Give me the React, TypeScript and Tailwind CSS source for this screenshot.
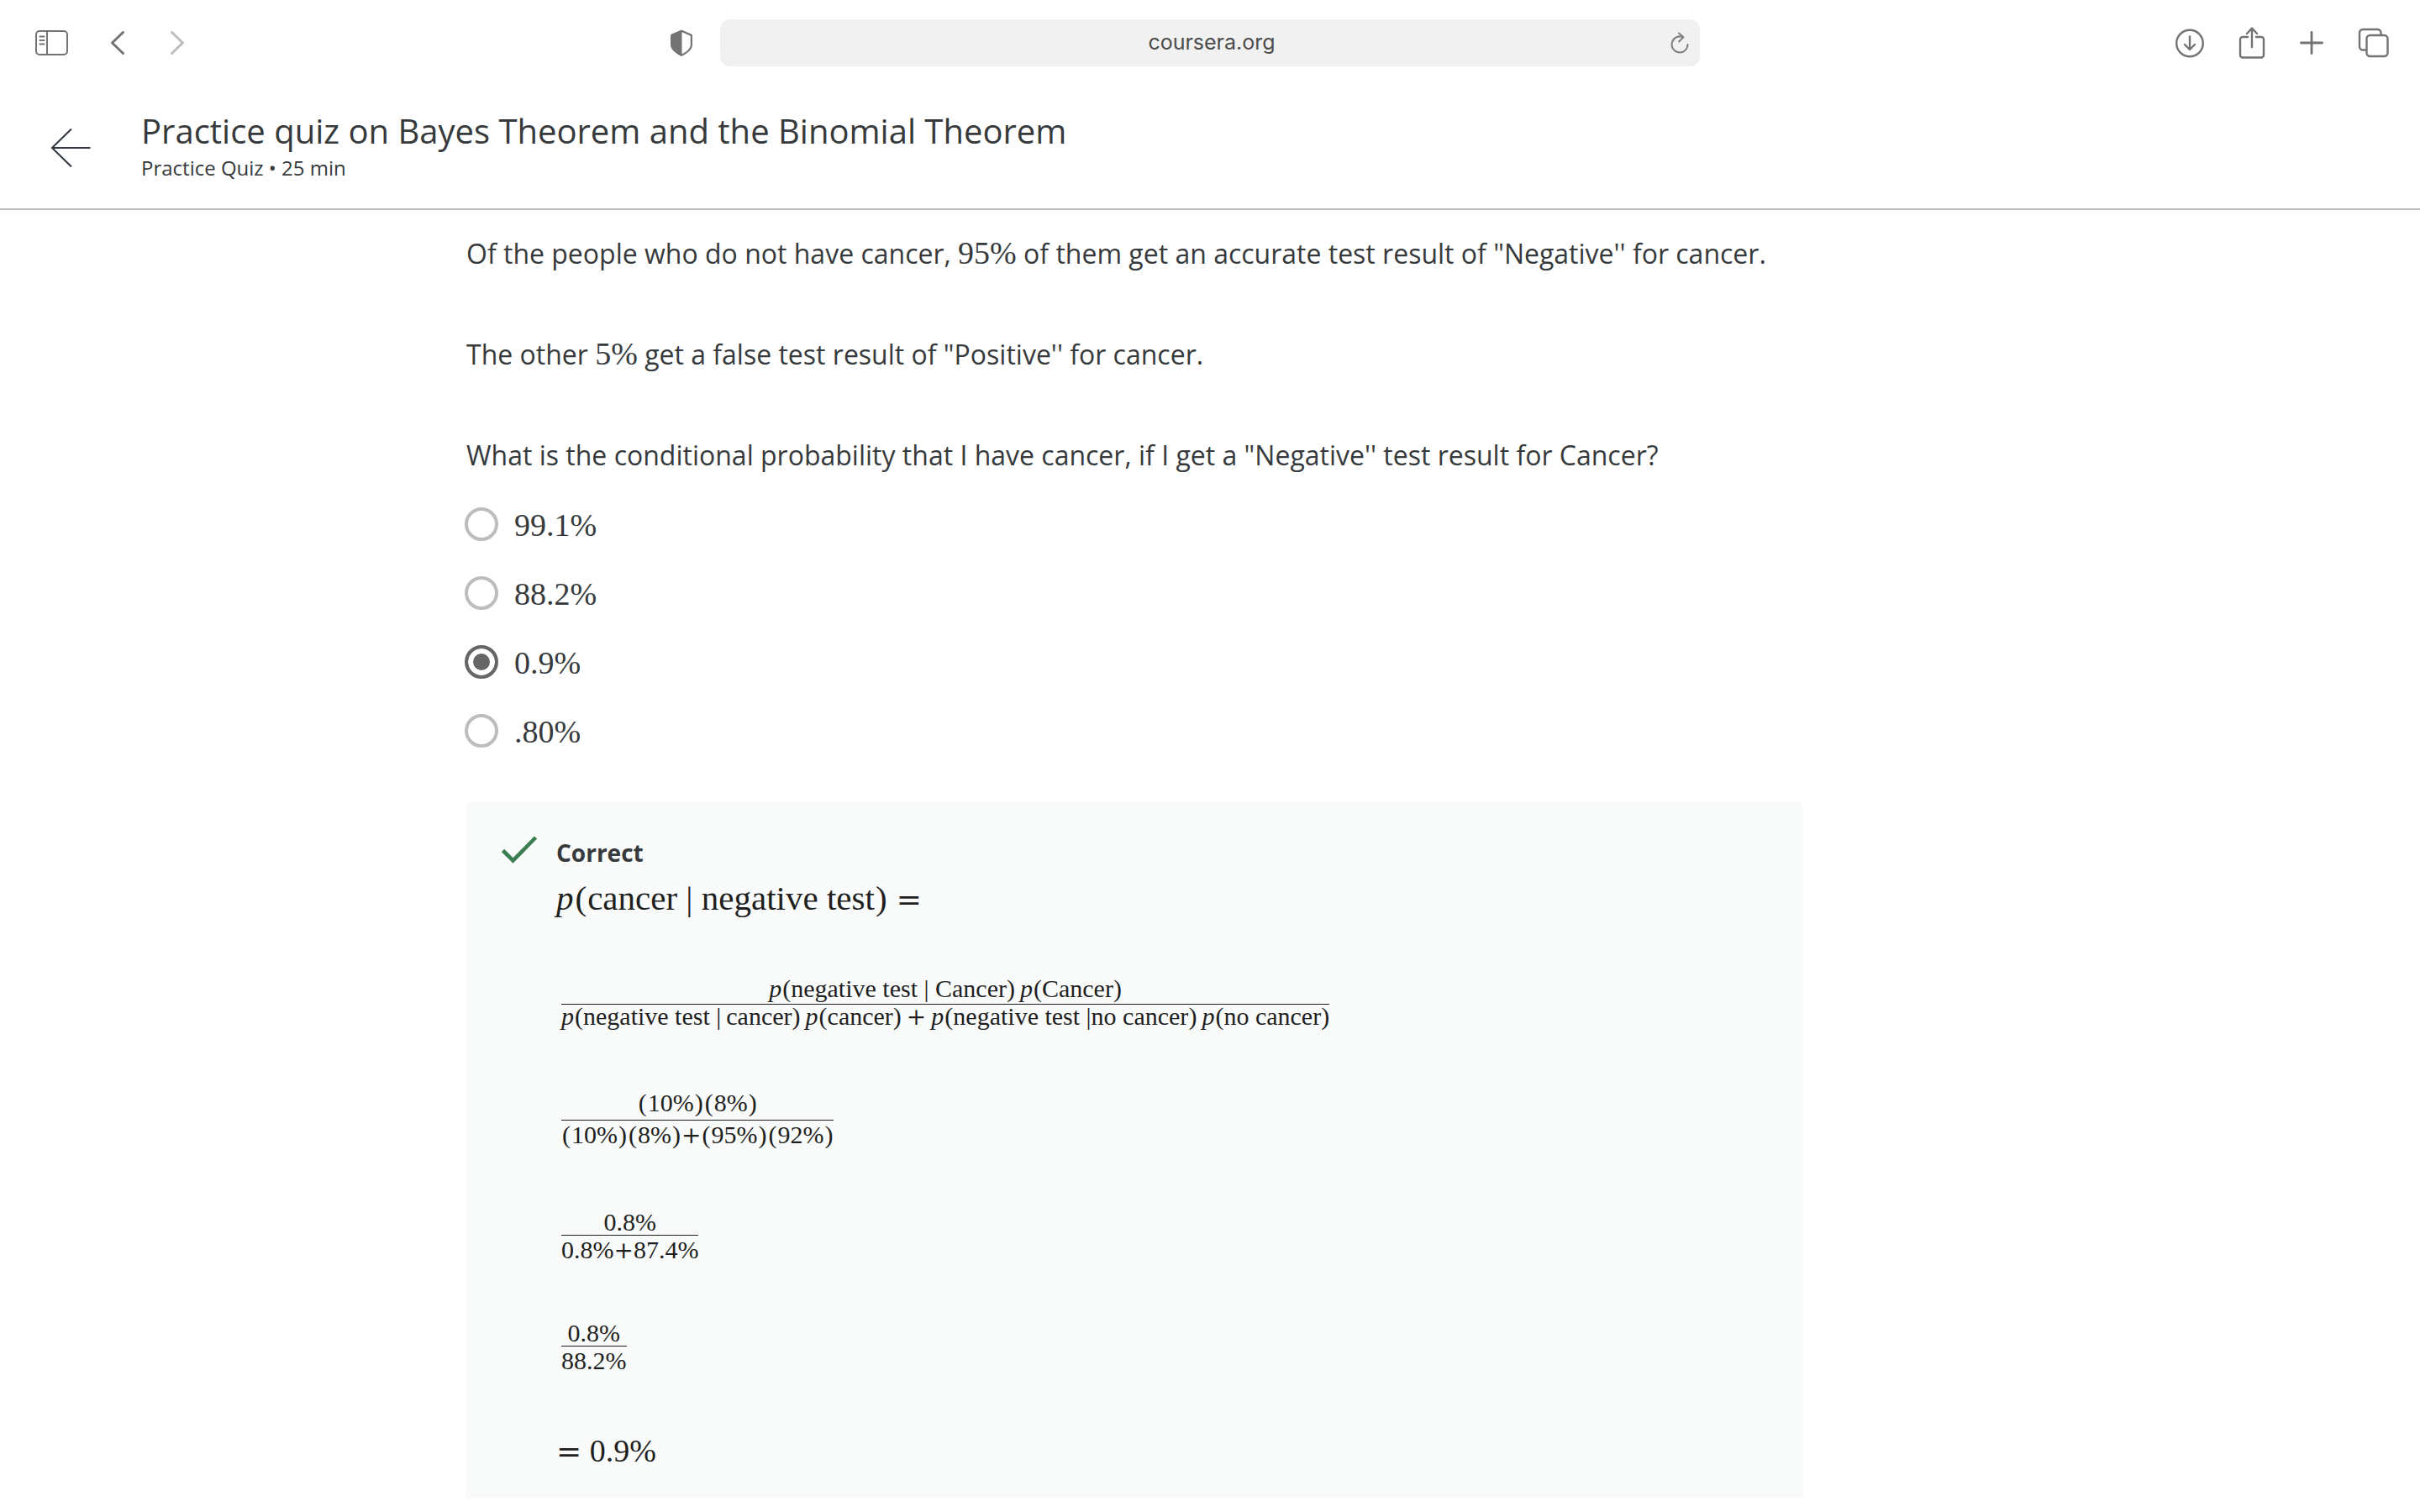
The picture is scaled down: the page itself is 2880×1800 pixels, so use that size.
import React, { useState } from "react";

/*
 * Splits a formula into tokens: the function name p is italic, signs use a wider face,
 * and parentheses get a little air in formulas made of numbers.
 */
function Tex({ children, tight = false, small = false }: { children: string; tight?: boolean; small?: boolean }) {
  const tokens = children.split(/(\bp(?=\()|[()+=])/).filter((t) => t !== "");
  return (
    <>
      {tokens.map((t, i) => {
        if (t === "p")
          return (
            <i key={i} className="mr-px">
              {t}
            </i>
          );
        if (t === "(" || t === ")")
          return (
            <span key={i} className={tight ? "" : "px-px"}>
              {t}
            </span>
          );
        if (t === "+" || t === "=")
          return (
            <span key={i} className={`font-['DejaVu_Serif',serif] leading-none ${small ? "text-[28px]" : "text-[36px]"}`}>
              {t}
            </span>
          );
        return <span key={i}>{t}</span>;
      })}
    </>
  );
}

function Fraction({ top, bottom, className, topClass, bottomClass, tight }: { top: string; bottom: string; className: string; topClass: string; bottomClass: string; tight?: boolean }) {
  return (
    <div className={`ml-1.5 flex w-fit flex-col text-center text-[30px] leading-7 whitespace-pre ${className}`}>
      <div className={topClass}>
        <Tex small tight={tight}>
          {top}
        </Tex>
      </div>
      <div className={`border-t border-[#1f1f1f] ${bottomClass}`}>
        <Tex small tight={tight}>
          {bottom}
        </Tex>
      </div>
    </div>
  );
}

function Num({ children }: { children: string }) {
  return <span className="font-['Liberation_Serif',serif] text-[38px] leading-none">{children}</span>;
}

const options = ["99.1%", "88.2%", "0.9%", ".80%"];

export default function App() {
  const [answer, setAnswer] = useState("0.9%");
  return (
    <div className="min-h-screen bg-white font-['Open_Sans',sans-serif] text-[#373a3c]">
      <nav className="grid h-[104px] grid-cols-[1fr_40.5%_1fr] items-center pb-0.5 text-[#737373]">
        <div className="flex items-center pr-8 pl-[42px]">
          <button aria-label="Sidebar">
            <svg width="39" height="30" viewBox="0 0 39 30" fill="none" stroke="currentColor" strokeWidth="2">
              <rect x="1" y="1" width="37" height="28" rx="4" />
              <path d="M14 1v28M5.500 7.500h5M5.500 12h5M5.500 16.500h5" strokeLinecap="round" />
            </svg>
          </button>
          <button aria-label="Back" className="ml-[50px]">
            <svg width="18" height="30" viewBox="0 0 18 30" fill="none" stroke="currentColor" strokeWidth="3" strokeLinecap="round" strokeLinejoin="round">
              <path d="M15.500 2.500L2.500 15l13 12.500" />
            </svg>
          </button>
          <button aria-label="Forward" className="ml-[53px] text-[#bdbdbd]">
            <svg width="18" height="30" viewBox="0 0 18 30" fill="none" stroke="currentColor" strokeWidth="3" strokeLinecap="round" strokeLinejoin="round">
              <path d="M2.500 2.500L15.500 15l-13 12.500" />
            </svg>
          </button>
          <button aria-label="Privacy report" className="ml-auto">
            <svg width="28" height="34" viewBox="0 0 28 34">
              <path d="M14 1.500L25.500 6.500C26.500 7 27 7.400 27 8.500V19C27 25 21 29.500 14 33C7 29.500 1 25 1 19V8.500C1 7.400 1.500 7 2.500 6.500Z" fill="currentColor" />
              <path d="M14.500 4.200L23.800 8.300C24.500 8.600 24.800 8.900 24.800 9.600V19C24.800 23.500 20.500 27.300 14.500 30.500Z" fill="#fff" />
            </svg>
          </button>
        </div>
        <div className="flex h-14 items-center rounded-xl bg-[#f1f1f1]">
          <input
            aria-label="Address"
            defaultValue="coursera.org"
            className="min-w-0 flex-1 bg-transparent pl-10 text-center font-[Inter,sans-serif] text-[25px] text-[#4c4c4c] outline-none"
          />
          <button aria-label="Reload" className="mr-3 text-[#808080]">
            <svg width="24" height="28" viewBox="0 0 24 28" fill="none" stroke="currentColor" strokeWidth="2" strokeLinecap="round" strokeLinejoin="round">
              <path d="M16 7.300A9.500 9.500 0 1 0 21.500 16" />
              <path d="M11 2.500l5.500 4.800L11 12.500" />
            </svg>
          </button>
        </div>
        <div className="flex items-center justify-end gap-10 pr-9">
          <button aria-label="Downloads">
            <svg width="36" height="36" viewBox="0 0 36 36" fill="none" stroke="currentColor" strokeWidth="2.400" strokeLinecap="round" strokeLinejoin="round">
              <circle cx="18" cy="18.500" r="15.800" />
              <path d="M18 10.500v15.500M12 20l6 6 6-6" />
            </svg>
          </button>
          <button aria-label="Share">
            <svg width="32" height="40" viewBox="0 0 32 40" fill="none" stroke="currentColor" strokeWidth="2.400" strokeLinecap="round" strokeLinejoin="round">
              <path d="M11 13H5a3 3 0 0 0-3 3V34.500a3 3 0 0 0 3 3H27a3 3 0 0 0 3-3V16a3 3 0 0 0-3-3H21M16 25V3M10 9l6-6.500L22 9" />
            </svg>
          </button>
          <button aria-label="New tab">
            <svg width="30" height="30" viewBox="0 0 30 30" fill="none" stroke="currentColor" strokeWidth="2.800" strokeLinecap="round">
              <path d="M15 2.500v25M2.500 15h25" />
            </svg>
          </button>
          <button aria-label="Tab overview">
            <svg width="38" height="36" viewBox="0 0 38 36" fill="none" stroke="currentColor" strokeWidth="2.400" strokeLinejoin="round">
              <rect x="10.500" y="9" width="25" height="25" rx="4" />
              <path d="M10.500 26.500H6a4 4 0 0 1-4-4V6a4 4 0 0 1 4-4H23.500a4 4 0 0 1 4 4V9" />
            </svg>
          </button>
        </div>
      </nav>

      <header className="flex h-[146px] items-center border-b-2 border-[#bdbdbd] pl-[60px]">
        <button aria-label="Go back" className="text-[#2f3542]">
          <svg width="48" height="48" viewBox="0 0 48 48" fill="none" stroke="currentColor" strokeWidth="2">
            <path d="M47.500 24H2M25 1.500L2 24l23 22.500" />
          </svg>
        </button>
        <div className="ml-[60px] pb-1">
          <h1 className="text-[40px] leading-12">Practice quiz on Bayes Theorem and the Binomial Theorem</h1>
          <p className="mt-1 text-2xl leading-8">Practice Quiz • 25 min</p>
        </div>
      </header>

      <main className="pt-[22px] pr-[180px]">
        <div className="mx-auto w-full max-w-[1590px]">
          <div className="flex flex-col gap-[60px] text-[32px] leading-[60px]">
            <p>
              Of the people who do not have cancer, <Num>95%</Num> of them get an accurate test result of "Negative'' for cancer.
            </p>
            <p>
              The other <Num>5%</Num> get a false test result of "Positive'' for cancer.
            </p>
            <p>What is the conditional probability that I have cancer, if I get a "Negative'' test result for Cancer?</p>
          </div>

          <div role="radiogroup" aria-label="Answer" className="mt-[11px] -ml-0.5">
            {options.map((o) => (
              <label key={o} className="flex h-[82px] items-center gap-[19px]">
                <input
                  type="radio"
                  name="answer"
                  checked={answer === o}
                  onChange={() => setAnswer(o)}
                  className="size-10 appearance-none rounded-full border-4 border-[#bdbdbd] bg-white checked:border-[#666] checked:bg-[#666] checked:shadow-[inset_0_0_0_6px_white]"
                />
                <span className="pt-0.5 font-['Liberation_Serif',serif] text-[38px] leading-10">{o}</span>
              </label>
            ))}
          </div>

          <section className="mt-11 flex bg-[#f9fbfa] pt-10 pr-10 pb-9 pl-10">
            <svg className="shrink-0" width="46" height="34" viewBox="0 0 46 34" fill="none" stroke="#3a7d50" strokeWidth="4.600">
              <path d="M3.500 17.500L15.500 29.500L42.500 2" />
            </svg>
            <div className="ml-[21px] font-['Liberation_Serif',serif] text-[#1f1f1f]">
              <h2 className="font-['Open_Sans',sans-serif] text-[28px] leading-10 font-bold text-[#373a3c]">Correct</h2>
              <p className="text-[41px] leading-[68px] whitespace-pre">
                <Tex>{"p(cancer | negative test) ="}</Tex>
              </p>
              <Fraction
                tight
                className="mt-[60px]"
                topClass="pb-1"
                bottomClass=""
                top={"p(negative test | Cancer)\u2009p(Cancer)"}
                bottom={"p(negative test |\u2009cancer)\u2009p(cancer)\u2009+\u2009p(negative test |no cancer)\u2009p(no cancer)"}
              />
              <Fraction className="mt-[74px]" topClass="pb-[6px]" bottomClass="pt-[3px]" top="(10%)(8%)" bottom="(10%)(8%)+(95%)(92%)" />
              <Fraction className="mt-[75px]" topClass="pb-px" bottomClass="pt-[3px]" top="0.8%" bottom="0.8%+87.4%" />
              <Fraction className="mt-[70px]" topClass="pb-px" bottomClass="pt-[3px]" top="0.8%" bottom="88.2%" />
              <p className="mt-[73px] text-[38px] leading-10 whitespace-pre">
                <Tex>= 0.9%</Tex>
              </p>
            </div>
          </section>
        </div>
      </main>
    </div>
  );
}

__________

TASK DETAILS
Which lines of the data include "size"? Copy each of them.

FINISHED EXERCISE
The picture is scaled down: the page itself is 2880×1800 pixels, so use that size.
                  className="size-10 appearance-none rounded-full border-4 border-[#bdbdbd] bg-white checked:border-[#666] checked:bg-[#666] checked:shadow-[inset_0_0_0_6px_white]"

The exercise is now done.